No, it's not the only way of doing it.  I proposed doing that way
because it's simple and cheap, but I'm not hell-bent on it.  My basic
concern here is about the cost of this.  I think that the most data we
can report without some kind of synchronization protocol is one 4-byte
integer.  If we want to report anything more than that, we're going to
need something like the st_changecount protocol, or a lock, and that's
going to add very significantly - and in my view unacceptably - to the
cost.  I care very much about having this facility be something that
we can use in lots of places, even extremely frequent operations like
buffer reads and contended lwlock acquisition.

Yes, the major question is cost. But I think we should validate our thoughts by experiments assuming there are more possible synchronization protocols. Ildus posted implemention of double buffering approach that showed quite low cost.

I think that there may be some *kinds of waits* for which it's
practical to report additional detail.  For example, suppose that when
a heavyweight lock wait first happens, we just report the lock type
(relation, tuple, etc.) but then when the deadlock detector expires,
if we're still waiting, we report the entire lock tag.  Well, that's
going to happen infrequently enough, and is expensive enough anyway,
that the cost doesn't matter.  But if, every time we read a disk
block, we take a lock (or bump a changecount and do a write barrier),
dump the whole block tag in there, release the lock (or do another
write barrier and bump the changecount again) that sounds kind of
expensive to me.  Maybe we can prove that it doesn't matter on any
workload, but I doubt it.  We're fighting for every cycle in some of
these code paths, and there's good evidence that we're burning too
many of them compared to competing products already.

Yes, but some competing products also provides comprehensive waits monitoring too.
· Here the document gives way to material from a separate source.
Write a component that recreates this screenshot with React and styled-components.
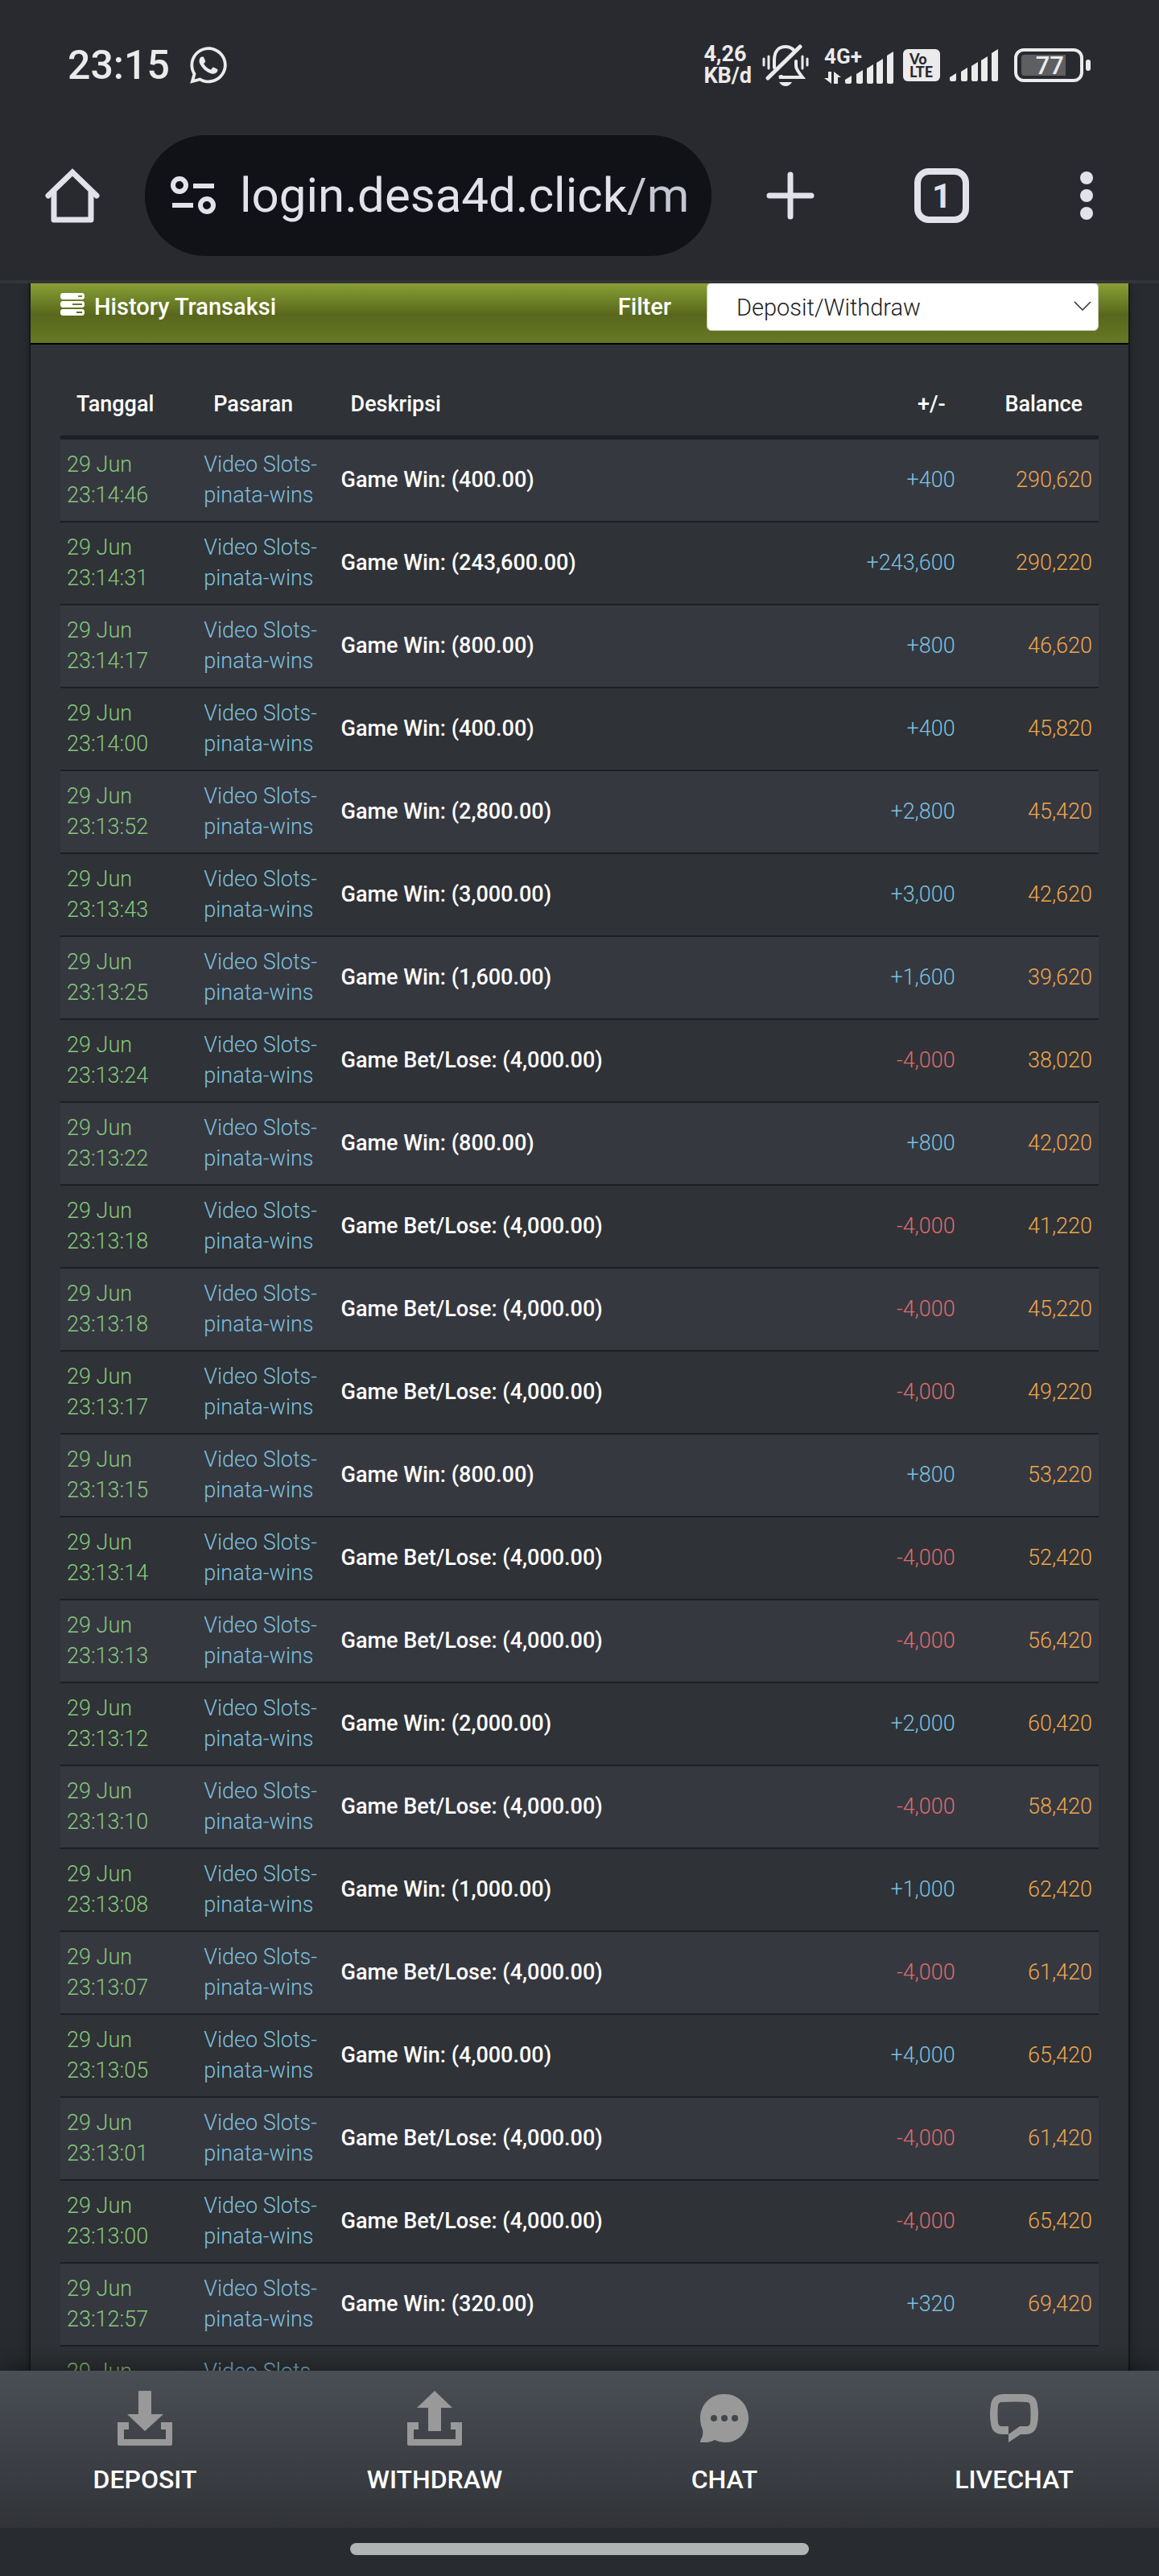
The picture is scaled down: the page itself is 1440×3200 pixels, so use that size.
import React from "react";
import styled, { createGlobalStyle, css } from "styled-components";
import { FaWhatsapp } from "react-icons/fa";

const transactions = [
  ["23:14:46", "win", 400, "290,620"],
  ["23:14:31", "win", 243600, "290,220"],
  ["23:14:17", "win", 800, "46,620"],
  ["23:14:00", "win", 400, "45,820"],
  ["23:13:52", "win", 2800, "45,420"],
  ["23:13:43", "win", 3000, "42,620"],
  ["23:13:25", "win", 1600, "39,620"],
  ["23:13:24", "lose", 4000, "38,020"],
  ["23:13:22", "win", 800, "42,020"],
  ["23:13:18", "lose", 4000, "41,220"],
  ["23:13:18", "lose", 4000, "45,220"],
  ["23:13:17", "lose", 4000, "49,220"],
  ["23:13:15", "win", 800, "53,220"],
  ["23:13:14", "lose", 4000, "52,420"],
  ["23:13:13", "lose", 4000, "56,420"],
  ["23:13:12", "win", 2000, "60,420"],
  ["23:13:10", "lose", 4000, "58,420"],
  ["23:13:08", "win", 1000, "62,420"],
  ["23:13:07", "lose", 4000, "61,420"],
  ["23:13:05", "win", 4000, "65,420"],
  ["23:13:01", "lose", 4000, "61,420"],
  ["23:13:00", "lose", 4000, "65,420"],
  ["23:12:57", "win", 320, "69,420"]
];

const colors = {
  date: "#86c77c",
  plus: "#7cc0df",
  minus: "#dd6b6b",
  balance: "#eda64c"
};

const format = amount => amount.toLocaleString("en-US");

const SignalBars = () => (
  <svg width="60" height="40" viewBox="0 0 60 40" fill="currentColor" aria-hidden="true">
    <path d="M0 35l8-5v8q0 2-2 2H2q-2 0-2-2z" />
    <path d="M14 28l8-5v15q0 2-2 2h-4q-2 0-2-2z" />
    <path d="M27 21l8-5v22q0 2-2 2h-4q-2 0-2-2z" />
    <path d="M39 14l8-5v29q0 2-2 2h-4q-2 0-2-2z" />
    <path d="M52 5l8-5v38q0 2-2 2h-4q-2 0-2-2z" />
  </svg>
);

const MutedBell = () => (
  <svg width="60" height="52" viewBox="0 0 60 52" fill="none" stroke="currentColor" strokeWidth="4" strokeLinecap="round" aria-hidden="true">
    <path d="M16 29V20C16 8 22 3 30 3q6 0 10 4" />
    <path d="M48 3L8 42" strokeWidth="5" />
    <path d="M43 21v6q0 4 8 14H22l3-1" />
    <path d="M3 18v8M9 15v15M51 15v15M57 18v8" strokeWidth="3" />
    <path d="M22 47h16q-3 5-8 5t-8-5z" fill="currentColor" stroke="none" />
  </svg>
);

const DataArrows = () => (
  <svg width="22" height="15" viewBox="0 0 22 15" fill="currentColor" aria-hidden="true">
    <path d="M5 0h4v15L0 8h5zM12 0l9 7h-4v8h-5z" />
  </svg>
);

const HomeIcon = () => (
  <svg width="68" height="68" viewBox="0 0 68 68" fill="none" stroke="currentColor" strokeWidth="7" strokeLinecap="round" strokeLinejoin="round" aria-hidden="true">
    <path d="M4 34L34 5l30 29" strokeLinejoin="miter" />
    <path d="M11 30v34h46V30" />
  </svg>
);

const SiteIcon = () => (
  <svg width="56" height="48" viewBox="0 0 56 48" fill="none" stroke="currentColor" strokeWidth="6" aria-hidden="true">
    <circle cx="11" cy="11" r="8" />
    <circle cx="45" cy="36" r="8" />
    <path d="M28 12h26M2 36h26" />
  </svg>
);

const PlusIcon = () => (
  <svg width="60" height="60" viewBox="0 0 60 60" stroke="currentColor" strokeWidth="7" strokeLinecap="round" aria-hidden="true">
    <path d="M30 4v52M4 30h52" />
  </svg>
);

const MenuIcon = () => (
  <svg width="30" height="60" viewBox="0 0 30 60" fill="currentColor" aria-hidden="true">
    <circle cx="22" cy="8" r="8" />
    <circle cx="22" cy="30" r="8" />
    <circle cx="22" cy="52" r="8" />
  </svg>
);

const HistoryIcon = () => (
  <svg width="30" height="34" viewBox="0 0 30 34" fill="currentColor" aria-hidden="true">
    <path
      fillRule="evenodd"
      d="M2 0h26l2 2v4l-2 2H2L0 6V2zM22 3v2h5V3zM2 10h26l2 2v4l-2 2H2l-2-2v-4zM15 13v2h12v-2zM2 20h26l2 2v4l-2 2H2l-2-2v-4zM20 23v2h7v-2z"
    />
  </svg>
);

const Tray = () => <path d="M0 39h14v9H8v12h52V48h-6v-9h14v27q0 2-2 2H2q-2 0-2-2z" />;

const navItems = [
  {
    label: "DEPOSIT",
    icon: (
      <svg width="68" height="68" viewBox="0 0 68 68" aria-hidden="true">
        <Tray />
        <path d="M26 0h16v29h15L34 50 12 29h14z" />
      </svg>
    )
  },
  {
    label: "WITHDRAW",
    icon: (
      <svg width="68" height="68" viewBox="0 0 68 68" aria-hidden="true">
        <Tray />
        <path d="M34 0l22 21H42v29H26V21H12z" />
      </svg>
    )
  },
  {
    label: "CHAT",
    icon: (
      <svg width="60" height="60" viewBox="0 0 60 60" aria-hidden="true">
        <path
          fillRule="evenodd"
          d="M30 0C47 0 60 13 60 30S47 60 32 60q-8 0-14-3-7 4-18 3 0-3 2-6 2-4 1-10Q0 38 0 30C0 13 13 0 30 0zM17 26a4 4 0 1 0 0 8 4 4 0 0 0 0-8zm13 0a4 4 0 1 0 0 8 4 4 0 0 0 0-8zm13 0a4 4 0 1 0 0 8 4 4 0 0 0 0-8z"
        />
      </svg>
    )
  },
  {
    label: "LIVECHAT",
    icon: (
      <svg width="60" height="60" viewBox="0 0 60 60" aria-hidden="true">
        <path
          fillRule="evenodd"
          d="M16 0Q30-1 44 0q14 1 15 14 2 11 0 22-2 14-15 14h-6L23 60V50h-7Q2 50 1 36-1 25 1 14 2 1 16 0zM14 10q-3 0-4 4-1 11 0 22 1 4 4 4h9v10l14-10h9q3 0 4-4 1-11 0-22-1-4-4-4-16-1-32 0z"
        />
      </svg>
    )
  }
];

const App = () => (
  <Screen>
    <GlobalStyle />
    <StatusBar>
      <Clock>23:15</Clock>
      <FaWhatsapp size={52} />
      <StatusIcons>
        <NetSpeed>
          <span>4,26</span>
          <span>KB/d</span>
        </NetSpeed>
        <MutedBell />
        <MobileData>
          <DataType>
            4G+
            <DataArrows />
          </DataType>
          <SignalBars />
        </MobileData>
        <Volte>
          <span>Vo</span>
          <span>LTE</span>
        </Volte>
        <SignalBars />
        <Battery>
          <BatteryLevel>77</BatteryLevel>
        </Battery>
      </StatusIcons>
    </StatusBar>

    <BrowserBar>
      <BarButton aria-label="Home">
        <HomeIcon />
      </BarButton>
      <AddressBar href="#">
        <SiteIcon />
        <Url>
          login.desa4d.click<span>/m</span>
        </Url>
      </AddressBar>
      <BarActions>
        <BarButton aria-label="New tab">
          <PlusIcon />
        </BarButton>
        <BarButton aria-label="Tabs">
          <TabCount>1</TabCount>
        </BarButton>
        <BarButton aria-label="Menu">
          <MenuIcon />
        </BarButton>
      </BarActions>
    </BrowserBar>

    <Content>
      <Panel>
        <PanelHeader>
          <HistoryIcon />
          <Title>History Transaksi</Title>
          <FilterLabel htmlFor="filter">Filter</FilterLabel>
          <SelectBox>
            <Select id="filter" defaultValue="dw">
              <option value="dw">Deposit/Withdraw</option>
            </Select>
            <svg width="22" height="12" viewBox="0 0 22 12" fill="none" stroke="#333" strokeWidth="1.5" aria-hidden="true">
              <path d="M1 1l10 10L21 1" />
            </svg>
          </SelectBox>
        </PanelHeader>
        <PanelBody>
          <Table>
            <colgroup>
              <Col $width="13.2%" />
              <Col $width="13.2%" />
              <Col />
              <Col $width="13.2%" />
              <Col $width="13.2%" />
            </colgroup>
            <thead>
              <tr>
                <Th>Tanggal</Th>
                <Th>Pasaran</Th>
                <Th>Deskripsi</Th>
                <Th $right>+/-</Th>
                <Th $right>Balance</Th>
              </tr>
            </thead>
            <tbody>
              {transactions.map(([time, type, amount, balance], i) => (
                <Row key={i}>
                  <Td $color={colors.date}>
                    29 Jun
                    <br />
                    {time}
                  </Td>
                  <Td $color={colors.plus}>
                    Video Slots-
                    <br />
                    pinata-wins
                  </Td>
                  <Td $strong>
                    {type === "win" ? "Game Win" : "Game Bet/Lose"}: ({format(amount)}.00)
                  </Td>
                  <Td $right $color={type === "win" ? colors.plus : colors.minus}>
                    {type === "win" ? "+" : "-"}
                    {format(amount)}
                  </Td>
                  <Td $right $color={colors.balance}>
                    {balance}
                  </Td>
                </Row>
              ))}
              <Row>
                <Td $color={colors.date}>29 Jun</Td>
                <Td $color={colors.plus}>Video Slots-</Td>
                <Td />
                <Td />
                <Td />
              </Row>
            </tbody>
          </Table>
        </PanelBody>
      </Panel>
    </Content>

    <BottomNav>
      {navItems.map(({ label, icon }) => (
        <NavLink href="#" key={label}>
          <NavIcon>{icon}</NavIcon>
          {label}
        </NavLink>
      ))}
    </BottomNav>
    <GestureBar>
      <GestureHandle />
    </GestureBar>
  </Screen>
);

const GlobalStyle = createGlobalStyle`
  * {
    box-sizing: border-box;
  }
  body {
    margin: 0;
    background-color: #282a2f;
    font-family: Roboto, "Liberation Sans", sans-serif;
  }
  svg {
    flex: none;
  }
`;

const Screen = styled.div`
  display: flex;
  flex-direction: column;
  height: 100vh;
  overflow: hidden;
`;

const StatusBar = styled.header`
  display: flex;
  align-items: center;
  gap: 22px;
  flex: none;
  height: 162px;
  padding: 0 94px 0 84px;
  background-color: #292a2f;
  color: #ebebeb;
`;

const Clock = styled.span`
  font-size: 50px;
  font-weight: 500;
`;

const StatusIcons = styled.div`
  display: flex;
  align-items: center;
  gap: 12px;
  margin-left: auto;
`;

const NetSpeed = styled.div`
  display: flex;
  flex-direction: column;
  font-size: 27px;
  line-height: 27px;
  font-weight: 700;
`;

const MobileData = styled.div`
  display: flex;
  align-items: flex-end;
  margin-left: 6px;
`;

const DataType = styled.div`
  display: flex;
  flex-direction: column;
  gap: 8px;
  width: 26px;
  font-size: 26px;
  line-height: 22px;
  font-weight: 700;
  white-space: nowrap;
`;

const Volte = styled.div`
  display: flex;
  flex-direction: column;
  justify-content: center;
  width: 46px;
  height: 40px;
  padding-left: 8px;
  border-radius: 6px;
  background-color: #ebebeb;
  color: #292a2f;
  font-family: Lato, sans-serif;
  font-size: 18px;
  line-height: 16px;
  font-weight: 900;
`;

const Battery = styled.div`
  position: relative;
  width: 86px;
  height: 42px;
  margin-left: 8px;
  padding: 4px 18px 4px 5px;
  border: 4px solid #ebebeb;
  border-radius: 12px;
  &::after {
    content: "";
    position: absolute;
    top: 10px;
    right: -13px;
    width: 6px;
    height: 14px;
    border-radius: 3px;
    background-color: #ebebeb;
  }
`;

const BatteryLevel = styled.div`
  height: 26px;
  padding-right: 2px;
  border-radius: 4px 0 0 4px;
  background-color: #5d5f62;
  font-size: 31px;
  line-height: 27px;
  font-weight: 500;
  text-align: right;
`;

const BrowserBar = styled.nav`
  display: flex;
  align-items: center;
  flex: none;
  gap: 56px;
  height: 190px;
  padding: 0 82px 24px 56px;
  border-bottom: 4px solid #333438;
  background-color: #292a2f;
  color: #e3e1e9;
`;

const BarButton = styled.button`
  display: flex;
  padding: 0;
  border: 0;
  background: none;
  color: inherit;
  font-family: inherit;
`;

const AddressBar = styled.a`
  display: flex;
  align-items: center;
  flex: 1;
  gap: 30px;
  height: 150px;
  padding: 0 32px;
  border-radius: 75px;
  background-color: #111218;
  color: inherit;
  text-decoration: none;
  overflow: hidden;
`;

const Url = styled.span`
  font-size: 60px;
  line-height: 72px;
  white-space: nowrap;
  & span {
    color: #c4c6d0;
  }
`;

const BarActions = styled.div`
  display: flex;
  align-items: center;
  gap: 124px;
  margin-left: 12px;
`;

const TabCount = styled.span`
  display: flex;
  align-items: center;
  justify-content: center;
  width: 68px;
  height: 68px;
  border: 8px solid #e3e1e9;
  border-radius: 18px;
  font-size: 42px;
  font-weight: 700;
`;

const Content = styled.main`
  flex: 1;
  min-height: 0;
  padding: 0 38px;
  overflow: hidden;
  background-color: #282b2f;
`;

const Panel = styled.section`
  background-color: #2f3236;
  box-shadow: 0 0 0 2px #16181b, 0 0 12px rgba(0, 0, 0, 0.4);
`;

const PanelHeader = styled.div`
  display: flex;
  align-items: center;
  height: 76px;
  padding: 0 37px 16px;
  border-bottom: 2px solid #000;
  background: linear-gradient(#88a035 0%, #58671c 53%, #677825 100%);
  color: #fff;
`;

const Title = styled.h1`
  margin: 0 auto 0 12px;
  font-size: 29px;
  line-height: 34px;
  font-weight: 500;
`;

const FilterLabel = styled.label`
  margin-right: 44px;
  font-size: 29px;
  line-height: 34px;
  font-weight: 500;
`;

const SelectBox = styled.div`
  position: relative;
  width: 487px;
  & svg {
    position: absolute;
    top: 23px;
    right: 9px;
    pointer-events: none;
  }
`;

const Select = styled.select`
  display: block;
  appearance: none;
  width: 100%;
  height: 60px;
  padding: 2px 36px 0;
  border: 1px solid #c5c9b4;
  border-radius: 6px;
  background-color: #fff;
  color: #222;
  font-family: inherit;
  font-size: 29px;
  font-weight: 300;
`;

const PanelBody = styled.div`
  padding: 36px 37px;
`;

const Table = styled.table`
  width: 100%;
  table-layout: fixed;
  border-collapse: separate;
  border-spacing: 0;
  font-size: 27px;
  line-height: 38px;
`;

const Col = styled.col`
  width: ${props => props.$width || "auto"};
`;

const cell = css`
  text-align: ${props => (props.$right ? "right" : "left")};
  font-weight: ${props => (props.$strong ? 500 : 300)};
`;

const Th = styled.th`
  ${cell}
  padding: 19px 20px 20px;
  border-bottom: 5px solid #1d1f22;
  color: #fff;
  font-weight: 500;
`;

const Td = styled.td`
  ${cell}
  padding: 12px 8px 13px;
  border-bottom: 2px solid #1d1f22;
  color: ${props => props.$color || "#fff"};
`;

const Row = styled.tr`
  &:nth-child(odd) {
    background-color: #363840;
  }
`;

const BottomNav = styled.nav`
  display: grid;
  grid-template-columns: repeat(4, 1fr);
  flex: none;
  position: relative;
  height: 195px;
  background: linear-gradient(#4a4f55, #313338);
  box-shadow: 0 0 36px rgba(0, 0, 0, 0.6);
`;

const NavLink = styled.a`
  display: flex;
  flex-direction: column;
  align-items: center;
  gap: 24px;
  padding-top: 25px;
  color: #fff;
  font-size: 32px;
  line-height: 36px;
  font-weight: 500;
  text-decoration: none;
`;

const NavIcon = styled.span`
  display: flex;
  align-items: center;
  height: 68px;
  & svg {
    fill: #999;
  }
`;

const GestureBar = styled.footer`
  display: flex;
  justify-content: center;
  flex: none;
  position: relative;
  height: 60px;
  padding-top: 19px;
  background-color: #282b2f;
`;

const GestureHandle = styled.div`
  width: 570px;
  height: 15px;
  border-radius: 8px;
  background-color: #b2b3b4;
`;

export default App;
That makes me think it should be possible for us too.

I am not a big fan of hooks as a way of resolving disagreements about
the design.  We may find that there are places where it's useful to
have hooks so that different extensions can do different things, and
that is fine.  But we shouldn't use that as a way of punting the
difficult questions.  There isn't enough common understanding here of
what we're all trying to get done and why we're trying to do it in
particular ways rather than in other ways to jump to the conclusion
that a hook is the right answer.  I'd prefer to have a nice, built-in
system that everyone agrees represents a good set of trade-offs than
an extensible system.

I think the reason for hooks could be not only disagreements about design, but platform dependent issues too.
Next step after we have view with current wait events will be gathering some statistics of them. We can oppose at least two approaches here:
1) Periodical sampling of current wait events.
2) Measure each wait event duration. We could collect statistics for short period locally and update shared memory structure periodically (using some synchronization protocol).

In the previous attempt to gather lwlocks statistics, you predict that sampling could have a significant overhead [1]. In contrast, on many systems time measurements are cheap. We have implemented both approaches and it shows that sampling every 1 milliseconds produce higher overhead than individual duration measurements for each wait event. We can share another version of waits monitoring based on sampling to make these results reproducible for everybody. However, cheap time measurements are available not for each platform. For instance, ISTM that on Windows time measurements are too expensive [2].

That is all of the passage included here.